В 1821 г. вышел из печати девятый том, посвященный царствованию Ивана Грозного, в 1824-м – десятый и одиннадцатый тома, рассказывавшие о Федоре Иоанновиче и Борисе Годунове. Смерть Карамзина в 1826 г. оборвала работу над двенадцатым томом «Истории», в котором ему предстояло описать борьбу русского народа под руководством Минина и Пожарского за освобождение Русского государства от польско-шляхетской интервенции. Рукопись обрывалась на фразе: «Орешек не сдавался…»
Сохраняя свои идейные позиции, историк не остался глух к общественным событиям, предшествовавшим восстанию декабристов, и изменил акценты в последних томах «Истории» – в центре внимания оказались самодержцы, ставшие на путь деспотизма.
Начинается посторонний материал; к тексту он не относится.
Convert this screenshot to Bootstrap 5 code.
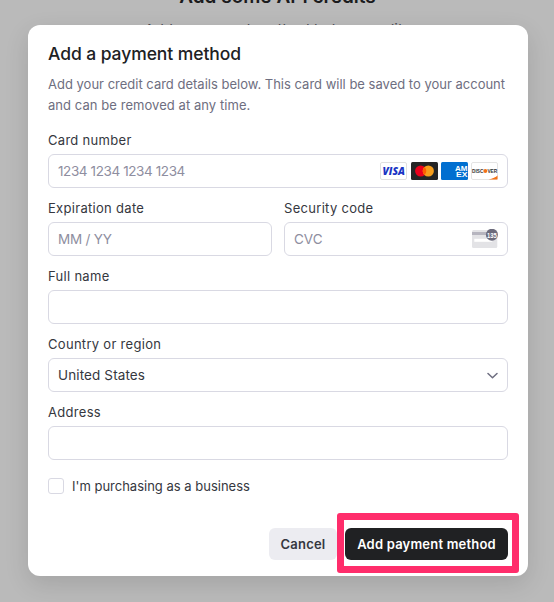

Девятый том, где резко осуждалась тирания Грозного, имел особенно большой успех. К. Рылеев использовал его материал в своих «Думах».
Историзм карамзинского сочинения проявлялся прежде всего в рассмотрении истории Русской земли как процесса становления, хотя и осложненного тягчайшими, длительными испытаниями и бедствиями, единого мощного государства, занявшего свое место в ряду других государств мира. Эта идея красной нитью проходит через все летописи, и ее воспринял Карамзин, она пронизывает все его повествование. Но летописи открыли ему еще одну «тайну» истории – меняющийся из века в век тип сознания русских людей, то, что было названо в «Истории» «духом времени».
Историзм проявил себя и в раскрытии сознания летописцев. И хотя у Карамзина нет ни одного характера летописца, все же Пушкин, создавший в трагедии «Борис Годунов» тип летописца – Пимена, счел нужным указать, что этим он обязан Карамзину.
Художественное начало «Истории» позволило раскрыть процесс формирования национального характера. Главная тема летописей – судьба Русской земли и непрерывная борьба за единство – сосредоточила внимание летописца на роли национального фактора, таких самобытных черт русского самосознания, как патриотическая гражданственность, понимание героического, забота о благе родной земли, способность выходить «из домашней неизвестности», из сферы частных, семейных интересов «на театр народный». Однако так же, как и в летописях, в сочинении Карамзина оказался обойденным социальный фактор вообще и его влияние на выработку национального самосознания в частности.
Проблема социальности и социальной обусловленности человека и его сознания встанет в порядок дня позже – в 1830-е гг. Но, не сосредоточиваясь на выяснении социальных отношений Древней Руси, не понимая их роли, Карамзин все же счел необходимым проследить влияние на национальную жизнь политических режимов прошлого, как они складывались в формы княжеского и царского государственного правления. Проблема взаимоотношений народа и власти, встававшая перед Карамзиным в связи с его монархической концепцией, оборачивалась новым аспектом: что отличает русский народ – любовь к установленному князем или царем порядку или склонность к мятежам?
Еще до написания «Истории» Карамзин эту проблему решал с позиций не истины, но «вымысла», догадки, которые оказывались подчиненными идее «благодетельности самодержавия» для России и ее народа. И, опираясь на вымысел, Карамзин отметил, что русский народ, «кажется, всегда чувствовал необходимость повиновения и ту истину, что своевольная управа граждан есть во всяком случае великое бедствие для государства».[25]
Изучение истории по документам, по летописям опрокинуло этот «вымысел». Истина оказалась иной – не «чувствовал всегда» народ русский необходимость повиновения, мятежи народные оказались важным фактором русской национальной жизни на протяжении веков.